This is not news. It was once News. Documented. There are photographs.
December 1979, the Soviet leadership of Russia intervened in an insurgency over their border. Russia has big borders. The Islamic Revolution was on their border in Iran. The Revolution needed to stay in Iran. They acted.
Jimmy Carter reacted. In many ways. He brought back the Selective Service registration – preamble to conscription, the Draft, suspended after Viet Nam.
Any young man 18-25 born after January 1960 was required to register or face penalties.
Born prior to that date, I was exempt and went down to the Post Office to protest, leaflet, persuade young men against registering until properly counseled, consider options. With all the reaction to the Soviet “invasion” I could react within boundary.
Some young men came to register while a steady stream of citizens wished to ignore me. Courteous but, it seemed my conscientiousness was less important than a Federal education grant or other financial aid to these young men.
A man walking with a cane asked, “can I hang out with you awhile?” He said, he was crippled in Viet Nam. Quietly he sat on the wall saying, he wished someone was there when he registered. He watched as I couldn’t close appeals, dejectedly closing “then sign ‘under duress of penalty’.”
After he left, a late model Lincoln Continental stretched to the curb. I offered a leaflet to this middle-aged housewife as she walked inside. When she returned, she berated me about World War II. As she retreated she spat at me. There was name-calling all day.
Later a paraplegic veteran lent support. He too drafted, a single enemy round sentencing him to a wheelchair. Yet they continued to register.
As a young man this was action. I wanted more.
The coming morning, of all people in a small dusty central California cowboy town, a Hungarian immigrant approached, veins erupting on forehead, in neck. He dove nose-to-nose, yelling about Russians; how, when he was a child, they drove tanks into Budapest. People died and disappeared.
Intellectually, I stuck to the Peace narrative; that, a new multi-polar world required new reactions to old Cold War narratives. Emotionally I feared we were coming to blows. (I had heard over night likeminded locals were showered by yellow paint cans at a Post Office.)
Surviving that interaction, a young Episcopalian priest joined me in the afternoon. His collar defused reactionary aggression.
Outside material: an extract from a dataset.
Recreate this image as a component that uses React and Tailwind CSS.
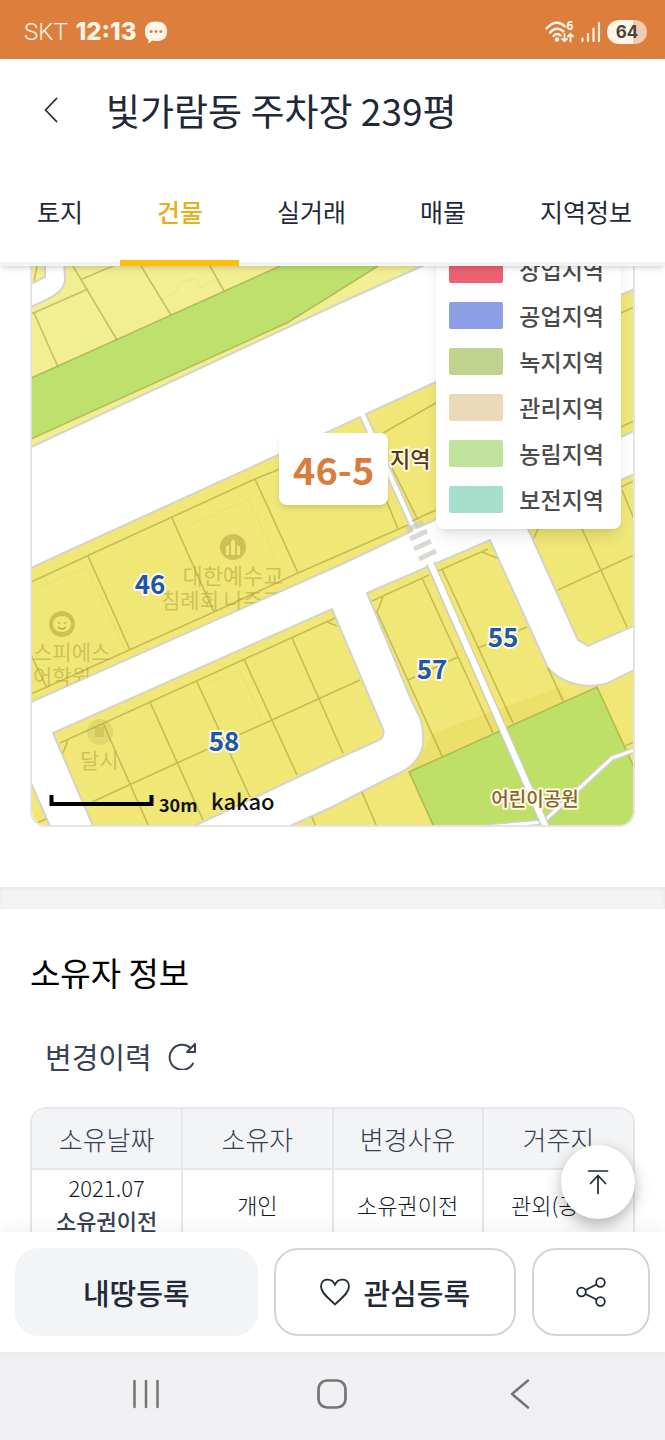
import React, { useState } from "react";

const tabs = ["토지", "건물", "실거래", "매물", "지역정보"];

const zones = [
  { name: "상업지역", color: "bg-[#ec6273]" },
  { name: "공업지역", color: "bg-[#8c9ee6]" },
  { name: "녹지지역", color: "bg-[#c1d48d]" },
  { name: "관리지역", color: "bg-[#ebd9b9]" },
  { name: "농림지역", color: "bg-[#bfe39c]" },
  { name: "보전지역", color: "bg-[#a5decb]" },
];

const history = [
  { date: "2021.07", type: "소유권이전", owner: "개인", reason: "소유권이전", address: "관외(공유)" },
];

// Outline of the block around lot 46, also used to clip the place names on it
const BLOCK_46 = "M20 573L70 550L278 455L360 417L412 531L340 565L31 702L20 707Z";
const BLOCK_58 = "M53 733L332 609L383 729Q385 737 379 740L330 762L192 827L180 833H96Z";

function StatusBar() {
  return (
    <div className="flex h-[59px] shrink-0 items-center justify-between bg-[#de7e3c] pl-6 pr-[18px] pt-1 font-['Open_Sans',sans-serif] text-[#fff6ea]">
      <div className="flex items-center gap-2">
        <span className="font-['Roboto',sans-serif] text-[24px] leading-7 font-light">SKT</span>
        <span className="font-['Inter',sans-serif] text-[24px] leading-7 font-extrabold">12:13</span>
        <svg className="h-6 w-6" viewBox="0 0 24 24">
          <path d="M12 1.500C19 1.500 23 4.500 23 11.500S19 21 12 21C10.500 21 9 21 8 20.600Q6.500 23 4 23.300Q4.800 21.500 4.400 19.500C2 18 1 15.500 1 11.500C1 4.500 5 1.500 12 1.500Z" fill="currentColor" />
          <circle cx="7.200" cy="11.500" r="1.500" fill="#de7e3c" />
          <circle cx="12" cy="11.500" r="1.500" fill="#de7e3c" />
          <circle cx="16.800" cy="11.500" r="1.500" fill="#de7e3c" />
        </svg>
      </div>
      <div className="flex items-center gap-1">
        <svg className="h-6 w-[30px]" viewBox="0 0 30 24" fill="none" stroke="currentColor" strokeWidth="2.400" strokeLinecap="round">
          <path d="M1.500 8.500Q11 -2 20 6.500" />
          <path d="M5 12.500Q11.500 5.500 18.500 11.500" />
          <path d="M8.500 16Q12 12.500 15.500 15.500" />
          <circle cx="12" cy="19.500" r="1" fill="currentColor" />
          <path d="M19.500 14V21M17 18.800L19.500 21.300L22 18.800M25.500 21.500V14M23 16.300L25.500 13.800L28 16.300" strokeWidth="1.800" />
          <text x="21.500" y="10" fontSize="12" fontWeight="700" fill="currentColor" stroke="none">6</text>
        </svg>
        <svg className="h-6 w-6" viewBox="0 0 24 24" fill="none" stroke="currentColor" strokeWidth="2.200" strokeLinecap="round">
          <path d="M3.500 18.500V21M9 14V21M14.500 8.500V21M20 3V21" />
        </svg>
        <span className="flex h-6 w-10 items-center justify-center rounded-full bg-linear-to-r from-[#fff6ea] from-65% to-[#f3ccb0] to-65% font-['Inter',sans-serif] text-[17px] leading-6 font-bold text-[#4a4440]">
          64
        </span>
      </div>
    </div>
  );
}

function Header() {
  const [active, setActive] = useState("건물");

  return (
    <header className="relative z-10 shrink-0 bg-white shadow-md">
      <div className="flex h-[104px] items-center gap-10 pb-0.5 pl-[38px]">
        <button aria-label="뒤로" className="text-[#1f2937]">
          <svg className="h-7 w-7" viewBox="0 0 28 28" fill="none" stroke="currentColor" strokeWidth="1.800" strokeLinecap="round" strokeLinejoin="round">
            <path d="M18.500 2.500L7.500 14L18.500 25.500" />
          </svg>
        </button>
        <h1 className="text-[37px] leading-[44px] whitespace-nowrap text-[#1f2937]">빛가람동 주차장 239평</h1>
      </div>
      <nav className="flex overflow-hidden border-b-4 border-[#f3f4f6]">
        {tabs.map((tab) => (
          <button
            key={tab}
            onClick={() => setActive(tab)}
            className={`h-[99px] shrink-0 px-[37px] pb-1 text-[25px] leading-9 ${
              tab === active ? "font-medium text-[#e5b01c]" : "text-[#1f2937]"
            }`}
          >
            {tab}
          </button>
        ))}
      </nav>
      <div className="absolute bottom-0 left-[120px] h-[6px] w-[119px] bg-[#fabd14]" />
    </header>
  );
}

function ParcelMap() {
  return (
    <svg className="h-[559px] w-full" viewBox="32 266 601 559" preserveAspectRatio="xMidYMin slice">
      <defs>
        <clipPath id="clip46">
          <path d={BLOCK_46} />
        </clipPath>
        <clipPath id="clip58">
          <path d={BLOCK_58} />
        </clipPath>
      </defs>
      <rect x="0" y="200" width="700" height="700" fill="#fff" />

      {/* north-west block with the green belt */}
      <g stroke="#d6d3c8" strokeWidth="2">
        <path d="M20 255H447L422 266L340 303L31 447L20 452Z" fill="#f2ee94" />
        <path d="M20 312L31 307L46 300Q65 291 65 279L64 260H45V277L31 284L20 289Z" fill="#fff" />
      </g>
      <path d="M20 383L31 378L280 266L300 255H395L378 266L340 290L287 323L31 439L20 444Z" fill="#bee16e" />
      <g fill="none" stroke="#8f8a2e" strokeOpacity=".45" strokeWidth="1.600">
        <path d="M20 383L31 378L280 266M378 266L340 290L287 323L31 439" />
        <path d="M31 314L88 289M34 313L58 367M73 266L117 340M82 279L113 266M141 266L171 315M210 266L224 291M37 266L34 281" />
      </g>

      {/* residential blocks */}
      <g fill="#f1e777" stroke="#d6d3c8" strokeWidth="2">
        <path d={BLOCK_46} />
        <path d="M366 414L436 382L621 295L645 284V426L621 437L417 528Z" />
        <path d="M524 520L621 480L645 469V621L588 646L578 640Z" />
        <path d={BLOCK_58} />
        <path d="M20 760L31 783L53 833H20Z" />
        <path d="M367 593L490 540L548 668Q558 679 572 683Q590 689 608 683L634 670L645 665V835H270L330 808L393 776Q419 766 423 745Q424 730 420 718L410 697Z" />
      </g>
      <path d="M433 733L560 687L567 700L409 772L420 756Z" fill="#ebe069" />
      <path d="M409 772L597 687L634 767L662 835H437Z" fill="#bee067" />

      <g fill="none" stroke="#8f8a2e" strokeOpacity=".45" strokeWidth="1.600">
        <path d="M31 582L100 550L255 479L300 461M31 694L214 612L298 573L408 525M88 556L130 650M31 655L47 688M172 518L214 612M255 479L298 573M359 433L398 529" />
        <path d="M383 433L436 403M392 468L418 520M412 521L436 510M621 313L634 307M621 427L634 421" />
        <path d="M621 487L634 481M622 490L634 519M534 538L538 529M582 529L627 627M558 590L634 555" />
        <path d="M60 743L335 618M103 723L149 827M150 702L203 820M197 682L250 797M244 659L297 775M292 638L343 753M92 802L177 763L272 720L360 680M68 740L63 753M327 622L337 626M37 823L46 819" />
        <path d="M372 601L429 575M438 571L488 549M422 578L493 733M442 569L513 723M482 552L497 558M383 597L377 612L442 756M408 680L458 657M478 648L527 627M548 668L563 701M362 792L377 827M312 817L316 827" />
        <path d="M434 827L409 772L597 687L634 767M625 746L634 742" />
      </g>

      {/* footpaths */}
      <g fill="none" strokeLinejoin="round">
        <path d="M463 829L543 822L612 758L640 748" stroke="#d0d0cb" strokeWidth="6" />
        <path d="M463 829L543 822L612 758L640 748" stroke="#fff" strokeWidth="3" />
        <path d="M430 563L502 727L547 830" stroke="#cfcdc3" strokeWidth="9" />
        <path d="M429 560L502 727L548 832" stroke="#fff" strokeWidth="6" />
      </g>
      <path d="M407 530L423 522M410 539L427 531M414 549L431 541M419 559L436 551" stroke="#c9c8c2" strokeOpacity=".7" strokeWidth="5" />

      {/* faded building outlines */}
      <path d="M187 526L249 499L274 556M29 592L87 567L128 656M205 684L240 670L263 722M160 300L175 293L180 283L196 278L201 288L214 280" fill="none" stroke="#ddd25e" strokeOpacity=".35" />

      {/* place names under the zoning layer */}
      <g clipPath="url(#clip46)" fill="#aea23a" fillOpacity=".55" fontSize="21">
        <circle cx="233" cy="547" r="13" />
        <path d="M226 555V547L229 545V555ZM231 555V542L233 539L235 542V555ZM237 555V545L240 547V555Z" fill="#f1e777" fillOpacity="1" />
        <text x="233" y="584" textAnchor="middle" fontSize="22">대한예수교</text>
        <text x="161" y="608">침례회 나주교</text>
        <circle cx="62" cy="624" r="13" fill="#a3aa35" />
        <path d="M53 624Q54 616 62 616T71 624Q70 632 62 632T53 624Z" fill="#f1e777" fillOpacity="1" />
        <circle cx="59" cy="623" r="1.300" />
        <circle cx="65" cy="623" r="1.300" />
        <path d="M58 627Q62 631 66 627" fill="none" stroke="#b9ae45" strokeWidth="1.500" />
        <text x="33" y="660">스피에스</text>
        <text x="33" y="684">어학원</text>
      </g>
      <g clipPath="url(#clip58)" fill="#aea23a">
        <circle cx="100" cy="732" r="13" fillOpacity=".2" />
        <rect x="95" y="727" width="9" height="10" fillOpacity=".3" />
        <text x="80" y="768" fontSize="21" fillOpacity=".55">달시</text>
      </g>

      {/* lot numbers */}
      <g fill="#1d57a8" stroke="#fff" strokeOpacity=".85" strokeWidth="4" strokeLinejoin="round" paintOrder="stroke" fontSize="26" fontWeight="700" textAnchor="middle">
        <text x="150" y="594">46</text>
        <text x="224" y="751">58</text>
        <text x="432" y="679">57</text>
        <text x="503" y="647">55</text>
      </g>
      <g stroke="#fffbe4" strokeWidth="4" strokeLinejoin="round" paintOrder="stroke" fontWeight="500">
        <text x="390" y="467" fontSize="22" fill="#5a3517">지역</text>
        <text x="535" y="806" fontSize="19" fill="#856330" textAnchor="middle">어린이공원</text>
      </g>

      {/* scale */}
      <path d="M51.500 795V804H151.500V795" fill="none" stroke="#000" strokeWidth="4" />
      <text x="159" y="812" fontSize="18" fontWeight="700" fill="#111">30m</text>
      <text x="211" y="810" fontSize="22" fontWeight="500" fill="#111">kakao</text>
    </svg>
  );
}

function ZoneLegend() {
  return (
    <ul className="absolute right-[14px] bottom-[298px] flex flex-col rounded-lg bg-white px-[13px] pb-[7px] shadow-lg">
      {zones.map((zone) => (
        <li key={zone.name} className="flex h-[46px] items-center gap-4">
          <span className={`h-[27px] w-[54px] rounded-xs ${zone.color}`} />
          <span className="pr-1 text-[23px] leading-8 font-medium whitespace-nowrap text-[#4b4b4b]">{zone.name}</span>
        </li>
      ))}
    </ul>
  );
}

function OwnerTable() {
  return (
    <div className="overflow-hidden rounded-t-2xl border-x-2 border-t-2 border-[#e5e7eb]">
      <table className="w-full table-fixed border-collapse text-center font-light">
        <thead>
          <tr className="h-[60px] border-b-2 border-[#e5e7eb] bg-[#f3f4f6] text-[26px] leading-9 text-[#374151]">
            <th className="border-r-2 border-[#e5e7eb] font-light">소유날짜</th>
            <th className="border-r-2 border-[#e5e7eb] font-light">소유자</th>
            <th className="border-r-2 border-[#e5e7eb] font-light">변경사유</th>
            <th className="font-light">거주지</th>
          </tr>
        </thead>
        <tbody>
          {history.map((row) => (
            <tr key={row.date} className="border-b-2 border-[#e5e7eb] text-[22px] leading-[33px] text-[#111827]">
              <td className="border-r-2 border-[#e5e7eb] py-px">
                {row.date}
                <div className="font-medium text-[#374151]">{row.type}</div>
              </td>
              <td className="border-r-2 border-[#e5e7eb]">{row.owner}</td>
              <td className="border-r-2 border-[#e5e7eb]">{row.reason}</td>
              <td>{row.address}</td>
            </tr>
          ))}
        </tbody>
      </table>
    </div>
  );
}

function BottomActions() {
  return (
    <div className="relative z-10 flex shrink-0 gap-4 bg-white px-[15px] py-4 text-[29px] leading-10 font-medium text-[#1f2937] shadow-[0_-4px_16px_rgba(0,0,0,0.06)]">
      <button className="h-[88px] flex-1 rounded-3xl border-2 border-[#f3f4f6] bg-[#f3f4f6]">내땅등록</button>
      <button className="flex h-[88px] flex-1 items-center justify-center gap-3 rounded-3xl border-2 border-[#d1d5db]">
        <svg className="h-8 w-8" viewBox="0 0 32 32" fill="none" stroke="currentColor" strokeWidth="1.800" strokeLinejoin="round">
          <path d="M16 28.500C11 23 2 17.500 2 10.500C2 1.500 13.500 1.500 16 9C18.500 1.500 30 1.500 30 10.500C30 17.500 21 23 16 28.500Z" />
        </svg>
        관심등록
      </button>
      <button aria-label="공유" className="flex h-[88px] w-[118px] items-center justify-center rounded-3xl border-2 border-[#d1d5db]">
        <svg className="h-8 w-8" viewBox="0 0 32 32" fill="none" stroke="currentColor" strokeWidth="1.800">
          <circle cx="6.500" cy="16" r="4.300" />
          <circle cx="25.500" cy="6.500" r="4.300" />
          <circle cx="25.500" cy="25.500" r="4.300" />
          <path d="M10.500 14L21.500 8.500M10.500 18L21.500 23.500" />
        </svg>
      </button>
    </div>
  );
}

function SystemNav() {
  return (
    <div className="flex h-[88px] shrink-0 items-center justify-around bg-[#f0f0f2] px-[53px] pb-1 text-[#747476]">
      <button aria-label="최근 앱">
        <svg className="h-8 w-8" viewBox="0 0 32 32" fill="none" stroke="currentColor" strokeWidth="2.500" strokeLinecap="round">
          <path d="M4.500 3V29M16 3V29M27.500 3V29" />
        </svg>
      </button>
      <button aria-label="홈">
        <svg className="h-8 w-8" viewBox="0 0 32 32" fill="none" stroke="currentColor" strokeWidth="2.700">
          <rect x="2.500" y="2.500" width="27" height="27" rx="8.500" />
        </svg>
      </button>
      <button aria-label="뒤로 가기">
        <svg className="h-8 w-8" viewBox="0 0 32 32" fill="none" stroke="currentColor" strokeWidth="2.500" strokeLinecap="round" strokeLinejoin="round">
          <path d="M25 2.500L9 16L25 29.500" />
        </svg>
      </button>
    </div>
  );
}

function App() {
  return (
    <div className="flex h-screen flex-col overflow-hidden bg-white font-['Noto_Sans_CJK_KR',sans-serif] text-black">
      <StatusBar />
      <Header />

      <main className="relative min-h-0 flex-1 overflow-hidden">
        <section className="px-[30px] pb-[60px]">
          <div className="relative">
            <div className="overflow-hidden rounded-b-2xl border-x-2 border-b-2 border-[#e3e4e6]">
              <ParcelMap />
            </div>
            <div className="absolute top-[167px] left-[249px] rounded-lg bg-white px-[14px] py-3 text-[38px] leading-[48px] font-bold text-[#d97d3e] shadow-md">
              46-5
            </div>
            <ZoneLegend />
          </div>
        </section>

        <div className="h-[22px] bg-[#f2f3f5] inset-shadow-sm" />

        <section className="px-[30px] pt-10">
          <h2 className="text-[33px] leading-[46px]">소유자 정보</h2>
          <div className="mt-[41px] flex items-center gap-4 pl-[15px] text-[29px] leading-10 text-[#374151]">
            <h3>변경이력</h3>
            <button aria-label="새로고침">
              <svg className="h-7 w-7" viewBox="0 0 28 28" fill="none" stroke="currentColor" strokeWidth="2" strokeLinecap="round" strokeLinejoin="round">
                <path d="M25 21.500A12.500 12.500 0 1 1 22.500 6" />
                <path d="M27 2V10H19Z" />
              </svg>
            </button>
          </div>
          <div className="mt-[31px]">
            <OwnerTable />
          </div>
        </section>

        <button aria-label="맨 위로" className="absolute right-[30px] bottom-[13px] flex h-[74px] w-[74px] items-center justify-center rounded-full bg-white text-[#1f2937] shadow-[0_6px_16px_rgba(0,0,0,0.3)]">
          <svg className="h-7 w-7" viewBox="0 0 28 28" fill="none" stroke="currentColor" strokeWidth="1.700" strokeLinecap="round" strokeLinejoin="round">
            <path d="M4.500 3H23.500M14 25.500V7.500M6.500 15.500L14 7.500L21.500 15.500" />
          </svg>
        </button>
      </main>

      <BottomActions />
      <SystemNav />
    </div>
  );
}

export default App;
Another middle-aged woman with a familiar accent approached. She told how her two sons, who were not citizens had been required to register and were drafted to Vietnam.
I asked if she was German. She was. As her light blue eyes watered highlighted her withdrawn face, she explained they were killed in action; that she regretted not saving them by leaving.
I thought of her a moment ago when I saw on social media the story of a Guatemalan mother. Her sons enlisted and killed in Iraq. She is now being deported because, like her dead sons, she’s undocumented. I thought of these mothers. Of many mothers. The thread of motherly pain.
As an older man I feel pain acutely. Now my protest, how I wish I’d never returned to that post office. Human struggle is difficult to bear, especially up close. The weight of these people’s pain, unnecessary, unbearable, I was injected with it.
It’s difficult enough to carry one’s own weight through life. But after all these years, these stories, this is not news.